Entries taken from a collection:
******************************
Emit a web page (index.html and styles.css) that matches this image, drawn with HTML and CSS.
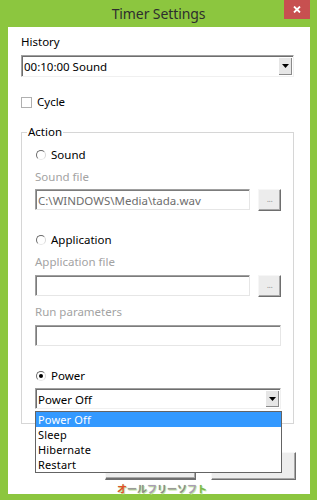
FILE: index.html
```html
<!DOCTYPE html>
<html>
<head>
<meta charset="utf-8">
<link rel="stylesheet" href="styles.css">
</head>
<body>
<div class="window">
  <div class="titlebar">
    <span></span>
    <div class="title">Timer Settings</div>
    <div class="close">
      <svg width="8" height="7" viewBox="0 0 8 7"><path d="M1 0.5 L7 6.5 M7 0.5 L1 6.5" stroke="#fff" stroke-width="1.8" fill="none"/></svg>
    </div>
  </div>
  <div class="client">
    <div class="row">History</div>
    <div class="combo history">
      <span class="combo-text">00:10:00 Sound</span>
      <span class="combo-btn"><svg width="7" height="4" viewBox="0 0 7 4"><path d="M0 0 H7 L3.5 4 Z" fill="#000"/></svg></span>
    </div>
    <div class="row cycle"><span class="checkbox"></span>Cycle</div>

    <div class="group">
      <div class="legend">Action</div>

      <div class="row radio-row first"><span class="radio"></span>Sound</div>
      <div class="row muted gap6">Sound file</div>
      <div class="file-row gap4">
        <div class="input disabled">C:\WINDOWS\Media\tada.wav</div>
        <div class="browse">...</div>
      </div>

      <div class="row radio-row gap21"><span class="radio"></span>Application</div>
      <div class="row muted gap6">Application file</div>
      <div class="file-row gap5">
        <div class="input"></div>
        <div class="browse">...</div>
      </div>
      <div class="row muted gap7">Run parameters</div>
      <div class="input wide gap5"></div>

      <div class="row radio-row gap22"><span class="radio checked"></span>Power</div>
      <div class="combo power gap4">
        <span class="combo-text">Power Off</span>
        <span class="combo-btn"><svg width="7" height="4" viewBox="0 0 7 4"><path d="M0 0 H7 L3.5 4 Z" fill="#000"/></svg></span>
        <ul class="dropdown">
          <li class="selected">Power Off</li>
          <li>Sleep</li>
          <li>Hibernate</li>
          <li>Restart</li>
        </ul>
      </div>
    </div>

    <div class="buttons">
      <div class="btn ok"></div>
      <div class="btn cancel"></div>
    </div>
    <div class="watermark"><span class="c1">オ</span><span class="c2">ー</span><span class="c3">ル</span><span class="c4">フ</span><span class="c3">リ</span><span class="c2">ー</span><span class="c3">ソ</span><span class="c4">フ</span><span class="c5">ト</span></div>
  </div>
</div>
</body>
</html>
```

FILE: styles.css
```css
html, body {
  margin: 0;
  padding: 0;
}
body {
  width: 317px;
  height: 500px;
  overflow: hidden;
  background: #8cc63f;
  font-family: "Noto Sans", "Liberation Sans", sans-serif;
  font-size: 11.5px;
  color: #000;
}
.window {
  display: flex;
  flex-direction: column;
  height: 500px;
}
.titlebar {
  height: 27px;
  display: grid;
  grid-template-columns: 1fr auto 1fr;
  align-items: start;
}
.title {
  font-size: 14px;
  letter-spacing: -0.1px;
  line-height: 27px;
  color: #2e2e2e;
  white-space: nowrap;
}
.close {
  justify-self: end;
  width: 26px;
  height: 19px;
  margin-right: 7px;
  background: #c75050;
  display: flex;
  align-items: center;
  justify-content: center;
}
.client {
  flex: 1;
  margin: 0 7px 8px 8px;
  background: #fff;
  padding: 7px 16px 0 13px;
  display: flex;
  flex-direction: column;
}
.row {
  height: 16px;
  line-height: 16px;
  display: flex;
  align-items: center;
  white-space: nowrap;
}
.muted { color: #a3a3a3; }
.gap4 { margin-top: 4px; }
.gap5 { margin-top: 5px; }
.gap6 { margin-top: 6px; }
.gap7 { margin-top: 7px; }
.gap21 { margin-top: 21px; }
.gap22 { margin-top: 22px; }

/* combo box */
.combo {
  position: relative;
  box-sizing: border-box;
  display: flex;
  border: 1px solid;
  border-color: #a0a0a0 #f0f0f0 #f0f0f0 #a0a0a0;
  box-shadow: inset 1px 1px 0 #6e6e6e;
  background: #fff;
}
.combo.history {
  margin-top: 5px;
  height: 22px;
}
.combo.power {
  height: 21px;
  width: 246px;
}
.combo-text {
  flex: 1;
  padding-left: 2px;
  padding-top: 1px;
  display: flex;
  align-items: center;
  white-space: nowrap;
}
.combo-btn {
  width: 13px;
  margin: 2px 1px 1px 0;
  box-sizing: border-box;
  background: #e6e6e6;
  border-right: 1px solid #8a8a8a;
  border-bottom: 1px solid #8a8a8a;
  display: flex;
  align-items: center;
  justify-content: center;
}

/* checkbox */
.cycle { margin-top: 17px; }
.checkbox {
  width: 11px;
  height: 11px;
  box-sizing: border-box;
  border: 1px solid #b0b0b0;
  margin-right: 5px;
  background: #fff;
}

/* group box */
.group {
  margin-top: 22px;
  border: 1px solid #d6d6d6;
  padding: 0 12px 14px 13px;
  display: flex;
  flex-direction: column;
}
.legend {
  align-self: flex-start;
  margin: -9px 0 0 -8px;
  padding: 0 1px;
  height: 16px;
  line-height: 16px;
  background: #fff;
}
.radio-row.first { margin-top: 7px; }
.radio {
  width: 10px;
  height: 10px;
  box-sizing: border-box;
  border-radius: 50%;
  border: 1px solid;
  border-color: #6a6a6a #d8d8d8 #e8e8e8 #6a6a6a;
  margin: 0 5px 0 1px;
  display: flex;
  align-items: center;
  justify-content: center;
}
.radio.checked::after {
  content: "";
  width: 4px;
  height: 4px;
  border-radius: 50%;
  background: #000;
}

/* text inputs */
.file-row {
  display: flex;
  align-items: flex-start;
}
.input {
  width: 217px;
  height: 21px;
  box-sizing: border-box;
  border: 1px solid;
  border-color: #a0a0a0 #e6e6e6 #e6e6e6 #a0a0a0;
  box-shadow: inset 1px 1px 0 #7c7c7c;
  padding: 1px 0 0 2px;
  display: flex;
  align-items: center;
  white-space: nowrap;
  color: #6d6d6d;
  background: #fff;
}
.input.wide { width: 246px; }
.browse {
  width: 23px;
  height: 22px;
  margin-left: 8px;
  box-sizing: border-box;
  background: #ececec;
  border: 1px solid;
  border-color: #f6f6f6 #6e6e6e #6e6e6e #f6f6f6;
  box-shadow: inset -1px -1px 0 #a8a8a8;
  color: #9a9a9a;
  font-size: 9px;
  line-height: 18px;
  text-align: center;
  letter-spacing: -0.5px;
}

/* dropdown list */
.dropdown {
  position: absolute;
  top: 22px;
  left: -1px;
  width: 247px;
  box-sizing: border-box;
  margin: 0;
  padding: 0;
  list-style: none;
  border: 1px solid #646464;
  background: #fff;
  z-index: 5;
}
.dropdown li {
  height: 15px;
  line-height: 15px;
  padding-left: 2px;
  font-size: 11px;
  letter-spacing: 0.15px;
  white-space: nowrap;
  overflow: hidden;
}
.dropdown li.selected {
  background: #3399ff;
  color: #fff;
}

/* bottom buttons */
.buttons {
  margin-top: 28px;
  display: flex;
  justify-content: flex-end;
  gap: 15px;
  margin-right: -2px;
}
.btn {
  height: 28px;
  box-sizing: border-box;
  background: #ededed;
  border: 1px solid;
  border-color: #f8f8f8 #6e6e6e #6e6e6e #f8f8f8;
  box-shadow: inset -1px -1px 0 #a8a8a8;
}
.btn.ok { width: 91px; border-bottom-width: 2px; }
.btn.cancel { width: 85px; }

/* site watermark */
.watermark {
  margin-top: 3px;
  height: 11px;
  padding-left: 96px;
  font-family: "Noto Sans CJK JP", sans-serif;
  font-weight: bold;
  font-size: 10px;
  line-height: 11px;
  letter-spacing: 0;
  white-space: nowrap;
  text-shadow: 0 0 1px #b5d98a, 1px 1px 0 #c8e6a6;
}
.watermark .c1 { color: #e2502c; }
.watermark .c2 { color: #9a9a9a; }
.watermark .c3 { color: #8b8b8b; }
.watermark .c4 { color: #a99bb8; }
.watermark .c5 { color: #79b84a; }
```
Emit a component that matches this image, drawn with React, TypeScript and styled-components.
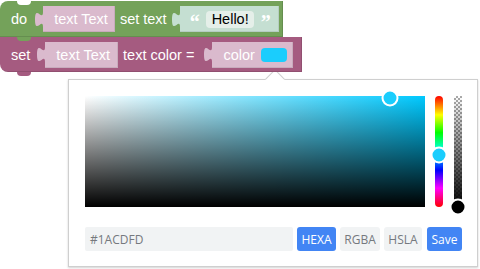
******************************
### Task statement
Every line in the data that holds "this" should be copied out.

### Answer below
Emit a web page (index.html and styles.css) that matches this image, drawn with HTML and CSS.
Emit a component that matches this image, drawn with React, TypeScript and styled-components.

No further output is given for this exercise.